When you go back to your client, be sure to have put together a solid and appropriate summary of recommendations that is easy to follow and which clearly demonstrates the various benefits available. Describe how they can be achieved, what is involved and your role in overseeing it.
Tip No. 12: Provide a comprehensive solution and say how you can make it happen. |
You become your client’s financial Relationship Manager.
At the end of the process, whether your client proceeds at this time or not, you should have positioned yourself as their Financial Relationship Manager. Maintaining this position does mean being proactive, but such an approach to commercial prospecting will at the very least, help to strengthen and secure your long term client relationships.

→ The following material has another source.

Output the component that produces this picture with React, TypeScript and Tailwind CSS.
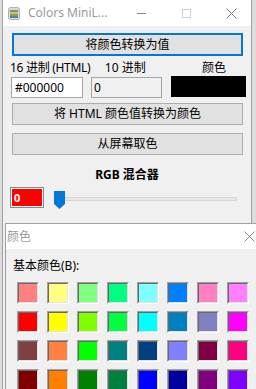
import React from "react";

const ui = { fontFamily: '"Segoe UI", "Noto Sans", "Noto Sans CJK SC", sans-serif' };
const cjk = { fontFamily: '"Noto Sans", "Noto Sans CJK SC", sans-serif' };

const basic = [
  ["#ff8080", "#ffff80", "#80ff80", "#00ff80", "#80ffff", "#0080ff", "#ff80c0", "#ff80ff"],
  ["#ff0000", "#ffff00", "#80ff00", "#00ff40", "#00ffff", "#0080c0", "#8080c0", "#ff00ff"],
  ["#804040", "#ff8040", "#00ff00", "#008080", "#004080", "#8080ff", "#800040", "#ff0080"],
  ["#800000", "#ff8000", "#008000", "#008040", "#0000ff", "#0000a0", "#800080", "#8000ff"],
];

// app icon, little stack of colour bars
const AppIcon = () => (
  <svg width="12" height="13" viewBox="0 0 12 13">
    <rect x="0.5" y="0.5" width="11" height="12" rx="2" fill="#d8d8d8" stroke="#b0b0b0" />
    <rect x="2" y="3" width="8" height="2" fill="#8a8a7a" />
    <rect x="2" y="5" width="8" height="2" fill="#d8c060" />
    <rect x="2" y="7" width="8" height="2" fill="#70a860" />
    <rect x="2" y="9" width="8" height="2" fill="#4a8aa0" />
  </svg>
);

const CloseX = ({ color = "#777" }: { color?: string }) => (
  <svg width="11" height="11" viewBox="0 0 11 11">
    <path d="M0.5 0.5 L10.5 10.5 M10.5 0.5 L0.5 10.5" stroke={color} strokeWidth="1" />
  </svg>
);

const Btn = ({ label, focus, className }: { label: string; focus?: boolean; className: string }) => (
  <div
    className={
      "flex items-center justify-center bg-[#e1e1e1] text-[12px] text-black whitespace-nowrap " +
      (focus ? "border-2 border-[#0078d7] " : "border border-[#adadad] ") +
      className
    }
    style={cjk}
  >
    {label}
  </div>
);

const Swatch = ({ c }: { c: string }) => (
  <div className="w-[22px] h-[22px] border border-t-[#a0a0a0] border-l-[#a0a0a0] border-b-white border-r-white">
    <div className="w-full h-full border border-t-[#696969] border-l-[#696969] border-b-[#e3e3e3] border-r-[#e3e3e3]" style={{ background: c }} />
  </div>
);

export default function App() {
  return (
    <div className="relative w-[256px] h-[389px] overflow-hidden bg-[#dcdcdc]">
      {/* main window */}
      <div className="absolute left-[2px] top-0 w-[250px] h-[389px] border-x border-[#a0a0a0] bg-[#f0f0f0] flex flex-col">
        <div className="h-[26px] bg-white flex items-center shrink-0">
          <div className="ml-[5px]"><AppIcon /></div>
          <span className="ml-[8px] text-[12px] text-[#9a9a9a] leading-none whitespace-nowrap" style={ui}>Colors MiniL...</span>
          <div className="ml-auto w-[9px] h-px bg-[#8a8a8a]" />
          <div className="ml-[36px] w-[9px] h-[9px] border border-[#d0d0d0]" />
          <div className="ml-[35px] mr-[14px]"><CloseX color="#7a7a7a" /></div>
        </div>

        <Btn label="将颜色转换为值" focus className="ml-[9px] mt-[7px] w-[231px] h-[23px]" />

        <div className="flex mt-[4px] h-[16px] text-[12px] leading-[16px] text-black whitespace-nowrap" style={cjk}>
          <div className="ml-[7px] w-[96px] tracking-[-0.3px]">16 进制 (HTML)</div>
          <div className="w-[65px]">10 进制</div>
          <div className="ml-[8px] w-[75px] text-center">颜色</div>
        </div>

        <div className="flex items-start mt-[1px]">
          <div className="ml-[8px] w-[72px] h-[21px] bg-white border border-[#a5a5a5] flex items-center pl-[3px] text-[12px]" style={ui}>
            #000000
          </div>
          <div className="ml-[8px] w-[71px] h-[21px] bg-[#f0f0f0] border border-[#a5a5a5] flex items-center pl-[2px] text-[12px]" style={ui}>
            0
          </div>
          <div className="ml-[9px] -mt-px w-[75px] h-[21px] bg-black" />
        </div>

        <Btn label="将 HTML 颜色值转换为颜色" className="ml-[9px] mt-[5px] w-[231px] h-[22px]" />
        <Btn label="从屏幕取色" className="ml-[9px] mt-[8px] w-[231px] h-[22px]" />

        <div className="mt-[12px] h-[16px] leading-[16px] text-center text-[12px] font-bold text-black" style={cjk}>
          RGB 混合器
        </div>

        <div className="flex items-start mt-[4px]">
          <div className="ml-[7px] w-[34px] h-[21px] border border-[#8a8a8a] p-px bg-white">
            <div className="w-full h-full bg-[#ff0000] text-white font-bold text-[11px] leading-[17px] pl-[2px]" style={ui}>0</div>
          </div>
          <div className="relative ml-[10px] mt-[4px] w-[183px] h-[18px]">
            <div className="absolute left-0 right-0 top-[6px] h-[4px] bg-[#e7e7e7] border border-[#d6d6d6]" />
            <svg className="absolute left-0 top-0" width="11" height="18" viewBox="0 0 11 18">
              <path d="M0 0 H11 V13 L5.5 18 L0 13 Z" fill="#0078d7" />
            </svg>
          </div>
        </div>
      </div>

      {/* colour dialog */}
      <div className="absolute left-[5px] top-[223px] w-[268px] h-[180px] border border-[#a0a0a0] bg-[#f0f0f0] flex flex-col">
        <div className="h-[25px] bg-white flex items-center shrink-0">
          <span className="ml-[1px] text-[12px] text-[#9a9a9a]" style={cjk}>颜色</span>
          <div className="ml-auto w-[46px] flex justify-center"><CloseX color="#8a8a8a" /></div>
        </div>
        <div className="ml-[7px] mt-[9px] h-[16px] leading-[16px] text-[12px] text-black whitespace-nowrap" style={cjk}>基本颜色(B):</div>
        <div className="ml-[11px] mt-[8px] grid grid-cols-[repeat(8,22px)] gap-x-[8px] gap-y-[7px]">
          {basic.flat().map((c, i) => (
            <Swatch key={i} c={c} />
          ))}
        </div>
      </div>
    </div>
  );
}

Tip No. 13: Ask your client if you can work with their professional advisers. You never know where that can lead… |
Summary
With the Christmas/New Year period approaching when many businesses slow down, it can be an ideal time to start planning and getting into a prospecting program. As you try this approach once and then again for a second and third time, it will become an increasingly comfortable exercise and you will fine tune it for your different clients. Before long, it will become second nature.
How good will it feel to have prospected for an opportunity, helped a client out, produced some new business for yourself and then be referred to the client’s professional advisors who in turn have numerous clients with similar needs? In turn, it will help to expand your network and introduce further business opportunities.